Sexual references-per-hour of prime-time television were three times higher in 1999 than in 1989, according to the Parents’ Television Council. No oral sex references were made in a month of television in 1989, compared with 20 in 1999; references to masturbation increased 700%. By adolescence, a child has watched roughly 15,000 hours of television, estimates the National Institute on Media and the Family.

How sex plays is more disturbing, says Roffman. Reportedly, the sophomore in the videotaping incident was inspired by a scene from the movie “American Pie” in which a young man records himself having sex with a young woman and shows it to his friends. “What I found so disturbing about the videotaping incident is that there were reports that there was laughter among the boys,” says Roffman, who wrote about the incident for the Washington Post.

“Here is this girl being dehumanized, and they think it is funny. They applied a selective brand of amorality in a situation where there was enormous group pressure.”
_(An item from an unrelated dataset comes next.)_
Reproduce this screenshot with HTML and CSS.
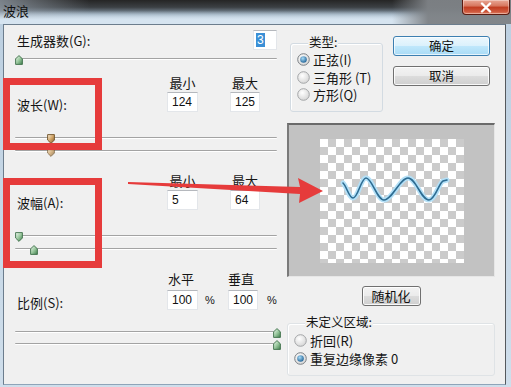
FILE: index.html
```html
<!DOCTYPE html>
<html lang="zh-CN">
<head>
<meta charset="utf-8">
<title>波浪</title>
<link rel="stylesheet" href="styles.css">
</head>
<body>
<svg class="defs" width="0" height="0" aria-hidden="true">
  <defs>
    <linearGradient id="gGreen" x1="0" y1="0" x2="1" y2="1">
      <stop offset="0" stop-color="#f4fbf4"/>
      <stop offset="0.5" stop-color="#9bc99f"/>
      <stop offset="1" stop-color="#3f7d4b"/>
    </linearGradient>
    <linearGradient id="gTan" x1="0" y1="0" x2="1" y2="1">
      <stop offset="0" stop-color="#fbf1dc"/>
      <stop offset="0.5" stop-color="#d2a567"/>
      <stop offset="1" stop-color="#7c5a2c"/>
    </linearGradient>
    <radialGradient id="gRadio" cx="0.4" cy="0.35" r="0.7">
      <stop offset="0" stop-color="#ffffff"/>
      <stop offset="1" stop-color="#d4d4d4"/>
    </radialGradient>
    <radialGradient id="gDot" cx="0.4" cy="0.35" r="0.7">
      <stop offset="0" stop-color="#a8dcf8"/>
      <stop offset="1" stop-color="#1d5f93"/>
    </radialGradient>
    <symbol id="thumbUp" viewBox="0 0 8 10">
      <path d="M4 0.6 L7.4 3.8 V9.4 H0.6 V3.8 Z" stroke="#3c6e47" stroke-width="0.9" fill="url(#gGreen)"/>
    </symbol>
    <symbol id="thumbDown" viewBox="0 0 8 10">
      <path d="M0.6 0.6 H7.4 V6 L4 9.4 L0.6 6 Z" stroke="#3c6e47" stroke-width="0.9" fill="url(#gGreen)"/>
    </symbol>
    <symbol id="thumbTan" viewBox="0 0 8 10">
      <path d="M0.6 0.6 H7.4 V6 L4 9.4 L0.6 6 Z" stroke="#6d4f25" stroke-width="0.9" fill="url(#gTan)"/>
    </symbol>
    <symbol id="radioOff" viewBox="0 0 13 13">
      <circle cx="6.5" cy="6.5" r="5.8" fill="url(#gRadio)" stroke="#a4a6a8" stroke-width="1"/>
    </symbol>
    <symbol id="radioOn" viewBox="0 0 13 13">
      <circle cx="6.5" cy="6.5" r="5.8" fill="url(#gRadio)" stroke="#7c8185" stroke-width="1"/>
      <circle cx="6.5" cy="6.5" r="3.3" fill="url(#gDot)"/>
    </symbol>
  </defs>
</svg>

<div class="window">
  <header class="titlebar">
    <span class="title">波浪</span>
    <span class="close" aria-label="关闭">
      <svg width="14" height="11" viewBox="0 0 14 11"><path d="M3 1.5 L11 9.5 M11 1.5 L3 9.5" stroke="#ffffff" stroke-width="2.4" stroke-linecap="round"/></svg>
    </span>
  </header>

  <main class="client">
    <section class="left">
      <div class="gen">
        <div class="gen-row">
          <span class="lbl">生成器数(G):</span>
          <span class="input gen-input"><span class="sel">3</span></span>
        </div>
        <div class="track gen-track"><svg class="thumb" style="left:0px"><use href="#thumbUp"/></svg></div>
      </div>

      <div class="param p-w">
        <div class="heads"><span class="h1">最小</span><span class="h2">最大</span></div>
        <div class="vals">
          <span class="lbl">波长(W):</span>
          <span class="input in1">124</span>
          <span class="input in2">125</span>
        </div>
        <div class="track tr1"><svg class="thumb" style="left:32px"><use href="#thumbTan"/></svg></div>
        <div class="track tr2"><svg class="thumb dim" style="left:32px"><use href="#thumbTan"/></svg></div>
      </div>

      <div class="param p-a">
        <div class="heads"><span class="h1">最小</span><span class="h2">最大</span></div>
        <div class="vals">
          <span class="lbl">波幅(A):</span>
          <span class="input in1">5</span>
          <span class="input in2">64</span>
        </div>
        <div class="track tr1"><svg class="thumb" style="left:0px"><use href="#thumbDown"/></svg></div>
        <div class="track tr2"><svg class="thumb" style="left:15px"><use href="#thumbUp"/></svg></div>
      </div>

      <div class="param p-s">
        <div class="heads"><span class="h1">水平</span><span class="h2">垂直</span></div>
        <div class="vals">
          <span class="lbl">比例(S):</span>
          <span class="input in1">100</span>
          <span class="pct p1">%</span>
          <span class="input in2">100</span>
          <span class="pct p2">%</span>
        </div>
        <div class="track tr1"><svg class="thumb" style="left:258px"><use href="#thumbUp"/></svg></div>
        <div class="track tr2"><svg class="thumb" style="left:258px"><use href="#thumbUp"/></svg></div>
      </div>
    </section>

    <section class="right">
      <div class="top-row">
        <div class="group type-group">
          <span class="legend">类型:</span>
          <label class="radio first"><svg class="rb"><use href="#radioOn"/></svg>正弦(I)</label>
          <label class="radio"><svg class="rb"><use href="#radioOff"/></svg>三角形 (T)</label>
          <label class="radio"><svg class="rb"><use href="#radioOff"/></svg>方形(Q)</label>
        </div>
        <div class="buttons">
          <span class="btn default">确定</span>
          <span class="btn">取消</span>
        </div>
      </div>

      <div class="preview">
        <div class="checker">
          <svg class="wave" width="144" height="124" viewBox="0 0 144 124">
            <path d="M23 44 C27 48 29 59 33 59 C38 59 41 39 46 39 C52 39 57 61 64 61 C72 61 80 39 88 39 C96 39 101 61 109 61 C115 61 119 44 123 42 L127 41" stroke="#b4e0f7" stroke-width="5" fill="none" stroke-linecap="round"/>
            <path d="M23 44 C27 48 29 59 33 59 C38 59 41 39 46 39 C52 39 57 61 64 61 C72 61 80 39 88 39 C96 39 101 61 109 61 C115 61 119 44 123 42 L127 41" stroke="#2d6c92" stroke-width="1.6" fill="none" stroke-linecap="round"/>
          </svg>
        </div>
      </div>

      <span class="btn random">随机化</span>

      <div class="group undef-group">
        <span class="legend">未定义区域:</span>
        <label class="radio first"><svg class="rb"><use href="#radioOff"/></svg>折回(R)</label>
        <label class="radio"><svg class="rb"><use href="#radioOn"/></svg>重复边缘像素 0</label>
      </div>
    </section>
  </main>
</div>

<div class="mark mark-w"></div>
<div class="mark mark-a"></div>
<svg class="arrow" width="511" height="387" viewBox="0 0 511 387">
  <polygon points="128,182 300,187 298,178 323,191 299,203 300,194 128,184" fill="#e63b3b"/>
</svg>
</body>
</html>
```

FILE: styles.css
```css
* {
  box-sizing: border-box;
  margin: 0;
  padding: 0;
}

html, body {
  width: 511px;
  height: 387px;
  overflow: hidden;
}

body {
  position: relative;
  background: #c7d7e6;
  font-family: "Noto Sans CJK SC", "Liberation Sans", sans-serif;
  font-size: 13px;
  color: #151515;
}

.defs {
  position: absolute;
  width: 0;
  height: 0;
}

.window {
  width: 511px;
  height: 387px;
  display: flex;
  flex-direction: column;
  background: linear-gradient(to bottom, #bccfe0, #cfdeeb);
}

/* ---------- title bar ---------- */
.titlebar {
  height: 24px;
  flex: none;
  display: flex;
  align-items: flex-start;
  background:
    linear-gradient(to right, rgba(126,130,134,0) 392px, rgba(126,130,134,0.96) 428px),
    linear-gradient(to bottom, rgba(214,228,240,0) 45%, rgba(214,228,240,1) 82%),
    linear-gradient(to right, rgba(150,160,170,0.75) 0, rgba(150,160,170,0) 90px),
    linear-gradient(to bottom, #252525 0, #3c4044 30%, #8fa3b4 62%, #d2e1ee 90%);
}

.title {
  padding: 2px 0 0 3px;
  font-size: 13px;
  line-height: 17px;
  color: #101010;
}

.close {
  margin-left: auto;
  margin-right: 1px;
  width: 48px;
  height: 15px;
  display: flex;
  align-items: center;
  justify-content: center;
  border: 1px solid #5a1a10;
  border-top: none;
  border-radius: 0 0 4px 4px;
  background: linear-gradient(to bottom, #e9a795 0, #d7775f 42%, #c13d21 52%, #cf5a3f 85%, #e48a6c 100%);
  box-shadow: inset 0 0 0 1px rgba(255,255,255,0.35);
}

/* ---------- client ---------- */
.client {
  margin-left: 3px;
  width: 503px;
  height: 361px;
  flex: none;
  display: flex;
  gap: 10px;
  padding-left: 11px;
  background: #f0f0f0;
  border: 1px solid #6c7d8d;
  border-right-color: #55595d;
  border-bottom-color: #8ea4b8;
}

.left {
  width: 262px;
  flex: none;
  display: flex;
  flex-direction: column;
}

.lbl {
  padding-left: 2px;
  white-space: nowrap;
}

.input {
  display: block;
  height: 20px;
  background: #ffffff;
  border: 1px solid #e3e6ea;
  border-top-color: #b5b8bd;
  font-family: "Liberation Sans", sans-serif;
  font-size: 12px;
  line-height: 18px;
  padding-left: 4px;
  color: #111;
}

.gen {
  padding-top: 5px;
}

.gen-row {
  display: flex;
  height: 20px;
}

.gen-row .lbl {
  flex: 1;
  padding-top: 3px;
  line-height: 16px;
}

.gen-input {
  width: 24px;
  padding-left: 2px;
  padding-top: 2px;
  line-height: 14px;
}

.sel {
  display: inline-block;
  background: #3a8fd6;
  color: #ffffff;
  padding: 0 1px;
  line-height: 14px;
}

.track {
  position: relative;
  height: 2px;
  border-top: 1px solid #a3a3a3;
  border-bottom: 1px solid #ffffff;
  border-radius: 1px;
}

.gen-track {
  margin-top: 8px;
}

.thumb {
  position: absolute;
  top: -4px;
  width: 8px;
  height: 10px;
}

.thumb.dim {
  opacity: 0.75;
}

.heads,
.vals {
  display: grid;
  grid-template-columns: 152px 31px 32px 30px;
}

.heads {
  height: 18px;
  line-height: 18px;
}

.heads .h1 {
  grid-column: 2;
  text-align: center;
}

.heads .h2 {
  grid-column: 4;
  text-align: center;
}

.vals {
  height: 20px;
}

.vals .lbl {
  padding-top: 5px;
  line-height: 15px;
}

.vals .in1 {
  grid-column: 2;
}

.vals .in2 {
  grid-column: 4;
}

.p-w {
  margin-top: 14px;
}

.p-a {
  margin-top: 20px;
}

.p-s {
  margin-top: 20px;
}

.p-s .heads,
.p-s .vals {
  grid-template-columns: 152px 31px 30px 30px 20px;
}

.p-s .heads {
  height: 20px;
}

.p-s .heads .h1 {
  text-align: left;
  padding-left: 1px;
}

.p-s .heads .h2 {
  text-align: left;
}

.pct {
  font-family: "Liberation Sans", sans-serif;
  font-size: 11px;
  line-height: 20px;
}

.pct.p1 {
  grid-column: 3;
  padding-left: 7px;
}

.pct.p2 {
  grid-column: 5;
  padding-left: 9px;
}

.param .tr1 {
  margin-top: 25px;
}

.param .tr2 {
  margin-top: 11px;
}

.p-s .tr1 {
  margin-top: 21px;
}

.p-s .tr2 {
  margin-top: 10px;
}

/* ---------- right column ---------- */
.right {
  width: 208px;
  flex: none;
  display: flex;
  flex-direction: column;
}

.top-row {
  display: flex;
  gap: 10px;
  padding-left: 3px;
}

.group {
  display: flex;
  flex-direction: column;
  border: 1px solid #d3dbe2;
  border-radius: 3px;
  padding-left: 6px;
  box-shadow: inset 1px 1px 0 #ffffff;
}

.legend {
  align-self: flex-start;
  margin: -9px 0 0 11px;
  padding: 0 1px;
  background: #f0f0f0;
  font-size: 12.5px;
  line-height: 14px;
  height: 14px;
}

.radio {
  display: flex;
  align-items: center;
  gap: 3px;
  height: 17.5px;
  line-height: 15px;
  white-space: nowrap;
}

.radio.first {
  margin-top: 2px;
}

.rb {
  width: 13px;
  height: 13px;
  flex: none;
}

.type-group {
  width: 93px;
  height: 69px;
  margin-top: 18px;
}

.buttons {
  display: flex;
  flex-direction: column;
  gap: 10px;
  margin-top: 11px;
}

.btn {
  display: block;
  width: 97px;
  height: 20px;
  border: 1px solid #707070;
  border-radius: 3px;
  background: linear-gradient(to bottom, #f3f3f3 0, #ebebeb 48%, #dcdcdc 52%, #cfcfcf 100%);
  box-shadow: inset 0 0 0 1px rgba(255,255,255,0.85);
  text-align: center;
  font-size: 12.5px;
  line-height: 18px;
  color: #111;
}

.btn.default {
  border-color: #3c7fb1;
  background: linear-gradient(to bottom, #ecf7fd 0, #dbf1fc 48%, #bfe7fb 52%, #a9dbf6 100%);
  box-shadow: inset 0 0 0 1px rgba(255,255,255,0.7);
}

.preview {
  margin-top: 11px;
  width: 208px;
  height: 154px;
  display: flex;
  align-items: center;
  justify-content: center;
  background: #c2c2c2;
  border: 1px solid #e6e6e6;
  border-top: 2px solid #6a6a6a;
  border-left: 2px solid #7a7a7a;
}

.checker {
  width: 144px;
  height: 124px;
  background: repeating-conic-gradient(#cbcbcb 0 25%, #ffffff 0 50%) 0 0 / 16px 16px;
}

.wave {
  display: block;
}

.btn.random {
  align-self: center;
  width: 59px;
  margin-top: 9px;
  font-size: 13px;
}

.undef-group {
  margin-top: 17px;
  height: 53px;
  border-color: #dfe3e6;
}

.undef-group .radio {
  height: 18.5px;
}

/* ---------- annotations ---------- */
.mark {
  position: absolute;
  left: 3px;
  width: 99px;
  border: 7px solid #e63b3b;
}

.mark-w {
  top: 78px;
  height: 72px;
}

.mark-a {
  top: 178px;
  height: 90px;
}

.arrow {
  position: absolute;
  left: 0;
  top: 0;
  pointer-events: none;
}
```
The pervasive “boys will be boys” attitude is a dangerous, self-fulfilling prophecy, warns Roffman, who adds that many social forces lead boys to toss out their moral compass when it comes to girls and sex. “Increasingly, sex is portrayed on television and in movies as dehumanizing and demeaning--the meaning is literally taken out,” says Roffman. “The message again and again is sex is recreation.”

Witness MTV’s “Undressed,” in which barely dressed teenagers have sex while their parents are gone, and “Temptation Island,” a show in which couples arrived on an island, were split up and remixed into different pairs to see which relationships would survive the onslaught of, well, temptation.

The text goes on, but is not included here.